It is said that the world’s second-largest economy grew by 6.1% in 2019, constituting its slowest expansion in 29 years.
Margaret Yang, market analyst at CMC Markets, quoted to Reuters that “a well-expected fourth-quarter China GDP rate (6%) provided little clue for oil price trading on Friday morning, and mounting downward economic pressure will perhaps limit oil’s upside in the mid to long-term.”
What is more, Brent crude futures LCOc1 were up 29 cents at $64.91 a barrel by 1308 GMT and U.S. West Texas Intermediate futures CLc1 were up 29 cents at $58.81.
On Thursday, January 16, oil rose after China and the United States signed their Phase 1 trade accord; the mood was further boosted with the U.S. Senate’s approval of changes to the U.S.-Mexico-Canada Free Trade Agreement.

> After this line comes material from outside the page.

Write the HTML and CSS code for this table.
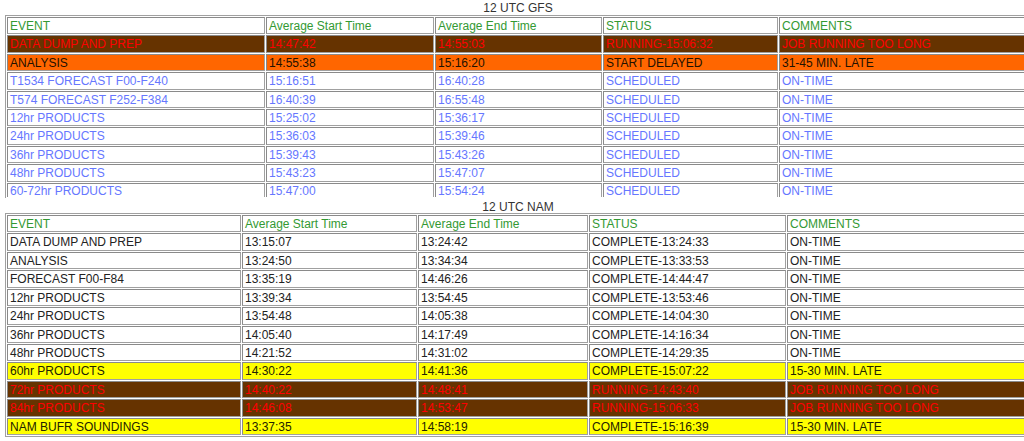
FILE: index.html
```html
<!DOCTYPE html>
<html>
<head>
<meta charset="utf-8">
<link rel="stylesheet" href="styles.css">
</head>
<body>
<div class="page">
  <div class="caption">12 UTC GFS</div>
  <table class="jobs gfs">
    <tr class="head"><th class="c1">EVENT</th><th class="c2">Average Start Time</th><th class="c3">Average End Time</th><th class="c4">STATUS</th><th class="c5">COMMENTS</th></tr>
    <tr class="running"><td>DATA DUMP AND PREP</td><td>14:47:42</td><td>14:55:03</td><td>RUNNING-15:06:32</td><td>JOB RUNNING TOO LONG</td></tr>
    <tr class="delayed"><td>ANALYSIS</td><td>14:55:38</td><td>15:16:20</td><td>START DELAYED</td><td>31-45 MIN. LATE</td></tr>
    <tr class="sched"><td>T1534 FORECAST F00-F240</td><td>15:16:51</td><td>16:40:28</td><td>SCHEDULED</td><td>ON-TIME</td></tr>
    <tr class="sched"><td>T574 FORECAST F252-F384</td><td>16:40:39</td><td>16:55:48</td><td>SCHEDULED</td><td>ON-TIME</td></tr>
    <tr class="sched"><td>12hr PRODUCTS</td><td>15:25:02</td><td>15:36:17</td><td>SCHEDULED</td><td>ON-TIME</td></tr>
    <tr class="sched"><td>24hr PRODUCTS</td><td>15:36:03</td><td>15:39:46</td><td>SCHEDULED</td><td>ON-TIME</td></tr>
    <tr class="sched"><td>36hr PRODUCTS</td><td>15:39:43</td><td>15:43:26</td><td>SCHEDULED</td><td>ON-TIME</td></tr>
    <tr class="sched"><td>48hr PRODUCTS</td><td>15:43:23</td><td>15:47:07</td><td>SCHEDULED</td><td>ON-TIME</td></tr>
    <tr class="sched cut"><td>60-72hr PRODUCTS</td><td>15:47:00</td><td>15:54:24</td><td>SCHEDULED</td><td>ON-TIME</td></tr>
  </table>
  <div class="caption second">12 UTC NAM</div>
  <table class="jobs nam">
    <tr class="head"><th class="c1">EVENT</th><th class="c2">Average Start Time</th><th class="c3">Average End Time</th><th class="c4">STATUS</th><th class="c5">COMMENTS</th></tr>
    <tr class="done"><td>DATA DUMP AND PREP</td><td>13:15:07</td><td>13:24:42</td><td>COMPLETE-13:24:33</td><td>ON-TIME</td></tr>
    <tr class="done"><td>ANALYSIS</td><td>13:24:50</td><td>13:34:34</td><td>COMPLETE-13:33:53</td><td>ON-TIME</td></tr>
    <tr class="done"><td>FORECAST F00-F84</td><td>13:35:19</td><td>14:46:26</td><td>COMPLETE-14:44:47</td><td>ON-TIME</td></tr>
    <tr class="done"><td>12hr PRODUCTS</td><td>13:39:34</td><td>13:54:45</td><td>COMPLETE-13:53:46</td><td>ON-TIME</td></tr>
    <tr class="done"><td>24hr PRODUCTS</td><td>13:54:48</td><td>14:05:38</td><td>COMPLETE-14:04:30</td><td>ON-TIME</td></tr>
    <tr class="done"><td>36hr PRODUCTS</td><td>14:05:40</td><td>14:17:49</td><td>COMPLETE-14:16:34</td><td>ON-TIME</td></tr>
    <tr class="done"><td>48hr PRODUCTS</td><td>14:21:52</td><td>14:31:02</td><td>COMPLETE-14:29:35</td><td>ON-TIME</td></tr>
    <tr class="late"><td>60hr PRODUCTS</td><td>14:30:22</td><td>14:41:36</td><td>COMPLETE-15:07:22</td><td>15-30 MIN. LATE</td></tr>
    <tr class="running"><td>72hr PRODUCTS</td><td>14:40:22</td><td>14:48:41</td><td>RUNNING-14:43:40</td><td>JOB RUNNING TOO LONG</td></tr>
    <tr class="running"><td>84hr PRODUCTS</td><td>14:46:08</td><td>14:53:47</td><td>RUNNING-15:06:33</td><td>JOB RUNNING TOO LONG</td></tr>
    <tr class="late"><td>NAM BUFR SOUNDINGS</td><td>13:37:35</td><td>14:58:19</td><td>COMPLETE-15:16:39</td><td>15-30 MIN. LATE</td></tr>
  </table>
</div>
</body>
</html>
```

FILE: styles.css
```css
html, body {
  margin: 0;
  padding: 0;
  background: #ffffff;
  overflow: hidden;
}
.page {
  width: 1026px;
  margin-left: 5px;
  font-family: "Liberation Sans", Arial, sans-serif;
  font-size: 12px;
  color: #222222;
}
.caption {
  box-sizing: border-box;
  height: 15px;
  padding-top: 1px;
  line-height: 15px;
  text-align: center;
  color: #333333;
}
.caption.second {
  padding-top: 2px;
}
.jobs {
  width: 1026px;
  box-sizing: border-box;
  table-layout: fixed;
  border-collapse: separate;
  border-spacing: 1px;
  border: 1px solid #a0a0a0;
}
.jobs.gfs {
  border-bottom: 0;
}
.jobs th, .jobs td {
  box-sizing: border-box;
  border: 1px solid #a0a0a0;
  border-top-color: #8a8a8a;
  border-left-color: #8a8a8a;
  padding: 1px 2px 0 2px;
  height: 17.4px;
  line-height: 14.4px;
  text-align: left;
  font-weight: normal;
  white-space: nowrap;
  overflow: hidden;
}
.jobs .cut td {
  height: 14.4px;
  border-bottom-width: 0;
  padding-top: 2px;
  line-height: 11.4px;
  overflow: visible;
}
.gfs .c1 { width: 258px; }
.gfs .c2 { width: 168px; }
.gfs .c3 { width: 167px; }
.gfs .c4 { width: 175px; }
.nam .c1 { width: 234px; }
.nam .c2 { width: 175px; }
.nam .c3 { width: 170px; }
.nam .c4 { width: 197px; }
.head th {
  color: #339933;
  background: #ffffff;
}
.running td {
  background: #663300;
  color: #ff0000;
}
.delayed td {
  background: #ff6600;
  color: #221100;
}
.sched td {
  background: #ffffff;
  color: #6677ff;
}
.done td {
  background: #ffffff;
  color: #222222;
}
.late td {
  background: #ffff00;
  color: #222200;
}
```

As seen in refinery throughput figures, the rising Chinese demand offset the less positive economic growth data.
Specifically, in 2019, Chinese refineries processed 651.98 million tonnes of crude oil, equal to a record high 13.04 million barrels per day (bpd) and up 7.6% from 2018.
What is more, throughput also set a monthly record for December.

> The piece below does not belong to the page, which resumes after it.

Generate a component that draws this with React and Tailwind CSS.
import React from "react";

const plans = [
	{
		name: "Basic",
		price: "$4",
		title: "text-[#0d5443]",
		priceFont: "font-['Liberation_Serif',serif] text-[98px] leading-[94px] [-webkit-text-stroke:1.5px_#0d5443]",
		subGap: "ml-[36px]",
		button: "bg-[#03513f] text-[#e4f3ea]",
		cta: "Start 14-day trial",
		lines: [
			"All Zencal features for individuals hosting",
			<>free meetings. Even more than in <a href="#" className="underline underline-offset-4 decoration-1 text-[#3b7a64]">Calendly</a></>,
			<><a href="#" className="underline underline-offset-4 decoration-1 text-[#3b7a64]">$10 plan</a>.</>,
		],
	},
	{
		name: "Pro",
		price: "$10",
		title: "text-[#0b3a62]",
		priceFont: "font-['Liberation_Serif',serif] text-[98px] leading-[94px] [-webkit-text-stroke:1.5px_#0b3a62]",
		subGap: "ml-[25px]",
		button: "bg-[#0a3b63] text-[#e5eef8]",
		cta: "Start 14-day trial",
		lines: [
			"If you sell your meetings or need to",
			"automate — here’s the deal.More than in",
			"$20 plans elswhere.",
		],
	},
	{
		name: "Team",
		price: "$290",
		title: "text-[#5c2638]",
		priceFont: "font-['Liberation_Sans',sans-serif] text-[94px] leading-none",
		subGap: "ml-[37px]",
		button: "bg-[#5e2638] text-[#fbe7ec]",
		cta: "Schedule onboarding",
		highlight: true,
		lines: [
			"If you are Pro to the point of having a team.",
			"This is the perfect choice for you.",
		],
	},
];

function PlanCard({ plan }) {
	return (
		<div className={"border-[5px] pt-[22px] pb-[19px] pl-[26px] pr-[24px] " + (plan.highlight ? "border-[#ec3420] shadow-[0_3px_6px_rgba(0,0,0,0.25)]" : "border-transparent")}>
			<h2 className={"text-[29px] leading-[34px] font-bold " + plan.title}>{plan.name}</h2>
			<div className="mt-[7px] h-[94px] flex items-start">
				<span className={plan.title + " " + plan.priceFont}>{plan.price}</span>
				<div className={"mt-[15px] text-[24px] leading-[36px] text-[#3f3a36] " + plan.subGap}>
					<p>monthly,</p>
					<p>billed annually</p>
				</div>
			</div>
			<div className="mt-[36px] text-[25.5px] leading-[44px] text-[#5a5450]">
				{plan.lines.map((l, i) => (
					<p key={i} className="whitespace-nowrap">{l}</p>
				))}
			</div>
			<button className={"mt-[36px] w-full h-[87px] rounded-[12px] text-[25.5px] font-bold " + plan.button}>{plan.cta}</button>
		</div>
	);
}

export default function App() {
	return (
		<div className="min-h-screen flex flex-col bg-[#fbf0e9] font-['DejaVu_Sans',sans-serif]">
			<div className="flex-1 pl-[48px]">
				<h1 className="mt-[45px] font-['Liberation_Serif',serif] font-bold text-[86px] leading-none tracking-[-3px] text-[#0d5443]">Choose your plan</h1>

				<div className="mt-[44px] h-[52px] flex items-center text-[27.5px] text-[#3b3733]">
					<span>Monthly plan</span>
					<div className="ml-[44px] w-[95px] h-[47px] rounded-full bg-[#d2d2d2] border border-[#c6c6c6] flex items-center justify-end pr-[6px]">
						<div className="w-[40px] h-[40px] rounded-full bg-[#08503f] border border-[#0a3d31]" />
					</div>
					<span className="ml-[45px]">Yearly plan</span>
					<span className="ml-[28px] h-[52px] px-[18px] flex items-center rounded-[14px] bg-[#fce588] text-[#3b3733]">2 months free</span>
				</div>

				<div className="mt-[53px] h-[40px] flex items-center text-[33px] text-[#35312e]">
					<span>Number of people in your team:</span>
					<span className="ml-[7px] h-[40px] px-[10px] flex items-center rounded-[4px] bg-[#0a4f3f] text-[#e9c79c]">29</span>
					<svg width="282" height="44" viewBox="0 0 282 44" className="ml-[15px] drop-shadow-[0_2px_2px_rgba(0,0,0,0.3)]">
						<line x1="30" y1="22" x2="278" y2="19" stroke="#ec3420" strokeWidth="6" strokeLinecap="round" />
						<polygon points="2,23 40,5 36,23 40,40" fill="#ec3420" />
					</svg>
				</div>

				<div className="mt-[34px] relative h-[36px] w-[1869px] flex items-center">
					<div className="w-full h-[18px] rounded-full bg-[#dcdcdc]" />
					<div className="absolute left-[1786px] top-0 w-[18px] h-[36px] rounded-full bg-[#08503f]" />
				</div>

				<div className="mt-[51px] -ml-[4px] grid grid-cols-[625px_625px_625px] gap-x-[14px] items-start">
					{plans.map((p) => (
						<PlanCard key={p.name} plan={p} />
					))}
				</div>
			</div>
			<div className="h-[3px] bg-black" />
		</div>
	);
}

Olivier Jakob of consultancy Petromatrix explains that
The increase in China’s refinery capacity is reshaping the trade flows of refined products, while the increase in U.S. crude oil production is reshaping the trade flows of crude oil.
Forecasts by two major agencies of a supply surplus also weighed on prices this year.

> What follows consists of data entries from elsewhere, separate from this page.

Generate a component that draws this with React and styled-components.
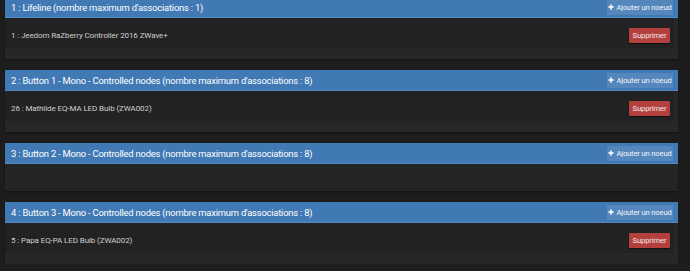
import React from "react";
import styled, { createGlobalStyle } from "styled-components";

const GlobalStyle = createGlobalStyle`
  body {
    margin: 0;
    background: #1d1d1d;
    font-family: Roboto, "Liberation Sans", sans-serif;
    overflow: hidden;
  }
`;

const Page = styled.div`
  display: flex;
  flex-direction: column;
  gap: 11px;
  padding: 0 12px 0 5px;
  margin-top: -3px;
`;

const Panel = styled.section`
  display: flex;
  flex-direction: column;
  background: #252626;
  box-shadow: 0 1px 2px rgba(0, 0, 0, 0.4);
`;

const Header = styled.div`
  height: 21px;
  box-sizing: border-box;
  display: flex;
  align-items: center;
  justify-content: space-between;
  padding: 0 5px 0 6px;
  background: #4179b4;
  border-bottom: 1px solid #5289c2;
`;

const Title = styled.h3`
  margin: 0;
  font-size: 9.4px;
  letter-spacing: -0.2px;
  font-weight: 400;
  color: #ffffff;
  white-space: nowrap;
`;

const AddButton = styled.button`
  height: 15px;
  width: 66px;
  flex-shrink: 0;
  display: flex;
  align-items: center;
  justify-content: center;
  gap: 2px;
  border: none;
  border-radius: 1px;
  padding: 0;
  background: rgba(255, 255, 255, 0.11);
  color: #f2f5fa;
  font-family: inherit;
  font-size: 7.6px;
  letter-spacing: -0.15px;
  white-space: nowrap;

  svg {
    flex-shrink: 0;
  }
`;

const Body = styled.div`
  padding: 0 4px 11px 0;
  min-height: ${(p) => (p.$empty ? "27px" : "0")};
  box-sizing: border-box;
  background: ${(p) => (p.$empty ? "#242525" : "#262827")};
`;

const Row = styled.div`
  height: 30px;
  box-sizing: border-box;
  display: flex;
  align-items: center;
  justify-content: space-between;
  padding: 4px 4px 0 6px;
  background: #222222;
`;

const NodeName = styled.span`
  font-size: 8px;
  letter-spacing: -0.1px;
  color: #cfcfcf;
  white-space: nowrap;
`;

const DeleteButton = styled.button`
  width: 41px;
  height: 15px;
  border: none;
  border-radius: 1px;
  padding: 0;
  background: #b4403e;
  color: #f3e6e6;
  font-family: inherit;
  font-size: 7.6px;
  letter-spacing: -0.1px;
  box-shadow: 0 1px 1px rgba(0, 0, 0, 0.5);
`;

const Plus = () => (
  <svg width="6" height="6" viewBox="0 0 8 8">
    <path d="M4 0.5v7M0.5 4h7" stroke="#ffffff" strokeWidth="2" />
  </svg>
);

const groups = [
  { title: "1 : Lifeline (nombre maximum d'associations : 1)", nodes: ["1 : Jeedom RaZberry Controller 2016 ZWave+"] },
  { title: "2 : Button 1 - Mono - Controlled nodes (nombre maximum d'associations : 8)", nodes: ["26 : Mathilde EQ-MA LED Bulb (ZWA002)"] },
  { title: "3 : Button 2 - Mono - Controlled nodes (nombre maximum d'associations : 8)", nodes: [] },
  { title: "4 : Button 3 - Mono - Controlled nodes (nombre maximum d'associations : 8)", nodes: ["5 : Papa EQ-PA LED Bulb (ZWA002)"] },
];

export default function App() {
  return (
    <>
      <GlobalStyle />
      <Page>
        {groups.map((g) => (
          <Panel key={g.title}>
            <Header>
              <Title>{g.title}</Title>
              <AddButton>
                <Plus />
                Ajouter un noeud
              </AddButton>
            </Header>
            <Body $empty={g.nodes.length === 0}>
              {g.nodes.map((n) => (
                <Row key={n}>
                  <NodeName>{n}</NodeName>
                  <DeleteButton>Supprimer</DeleteButton>
                </Row>
              ))}
            </Body>
          </Panel>
        ))}
      </Page>
    </>
  );
}
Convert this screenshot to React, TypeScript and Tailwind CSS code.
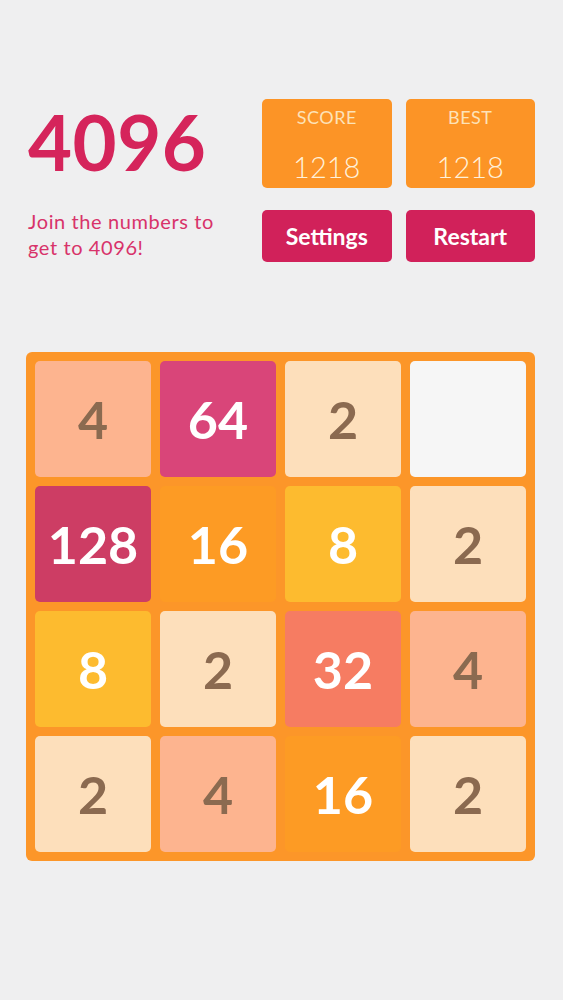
const FONT = "font-['Lato','Noto_Sans',sans-serif]";

const tileStyle: Record<string, string> = {
  '2': 'bg-[#fddfbb] text-[#8b6a50]',
  '4': 'bg-[#fdb48f] text-[#8b6a50]',
  '8': 'bg-[#fdbb2f] text-white',
  '16': 'bg-[#fd9b24] text-white',
  '32': 'bg-[#f67c62] text-white',
  '64': 'bg-[#d94579] text-white',
  '128': 'bg-[#cd3d64] text-white',
  empty: 'bg-[#f6f6f6]',
};

const rows: (number | null)[][] = [
  [4, 64, 2, null],
  [128, 16, 8, 2],
  [8, 2, 32, 4],
  [2, 4, 16, 2],
];

function ScoreBox({ label, value }: { label: string; value: number }) {
  return (
    <div className="h-[89px] rounded-[5px] bg-[#fc9426] flex flex-col items-center">
      <span className="mt-[6px] text-[18px] leading-[24px] text-[#fde2b8] tracking-[0.5px]">{label}</span>
      <span className="mt-[21px] text-[29px] leading-[34px] font-light text-[#fff1da]">{value}</span>
    </div>
  );
}

function Button({ children }: { children: string }) {
  return (
    <button className="h-[52px] rounded-[5px] bg-[#d1215a] text-white text-[23px] font-bold">
      {children}
    </button>
  );
}

export default function App() {
  return (
    <div className={`min-h-screen w-[563px] bg-[#efeff0] ${FONT}`}>
      <div className="pl-[26px] pr-[28px] pt-[99px]">
        <div className="flex justify-between">
          <div className="pl-[2px]">
            <h1 className="text-[76px] leading-[86px] font-bold text-[#d5245b] tracking-[0.5px]">4096</h1>
            <p className="mt-[23px] text-[20px] leading-[26px] text-[#d8336a] tracking-[0.6px]">
              Join the numbers to
              <br />
              get to 4096!
            </p>
          </div>
          <div className="grid grid-cols-2 w-[273px] gap-x-[14px] gap-y-[22px] content-start">
            <ScoreBox label="SCORE" value={1218} />
            <ScoreBox label="BEST" value={1218} />
            <Button>Settings</Button>
            <Button>Restart</Button>
          </div>
        </div>

        <div className="mt-[90px] rounded-[6px] bg-[#fc9629] p-[9px] grid grid-cols-4 gap-[9px]">
          {rows.flat().map((v, i) => {
            const cls = v === null ? tileStyle.empty : tileStyle[String(v)];
            return (
              <div
                key={i}
                className={`h-[116px] rounded-[5px] flex items-center justify-center text-[52px] font-bold ${cls}`}
              >
                {v}
              </div>
            );
          })}
        </div>
      </div>
    </div>
  );
}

Recently, the International Energy Agency (IEA), offered a bearish view of the oil market outlook for 2020, noting that OPEC supply will exceed demand for its crude, even if OPEC member states comply fully with output cuts agreed with Russia and other producers in a grouping known as OPEC+.
Commerzbank said to Reuters that
If global oil demand continues at last year’s weaker than normal 1% growth rate in 2020 and 2021 then OPEC and its allies might be forced to switch strategy to ‘volume over price’ once again.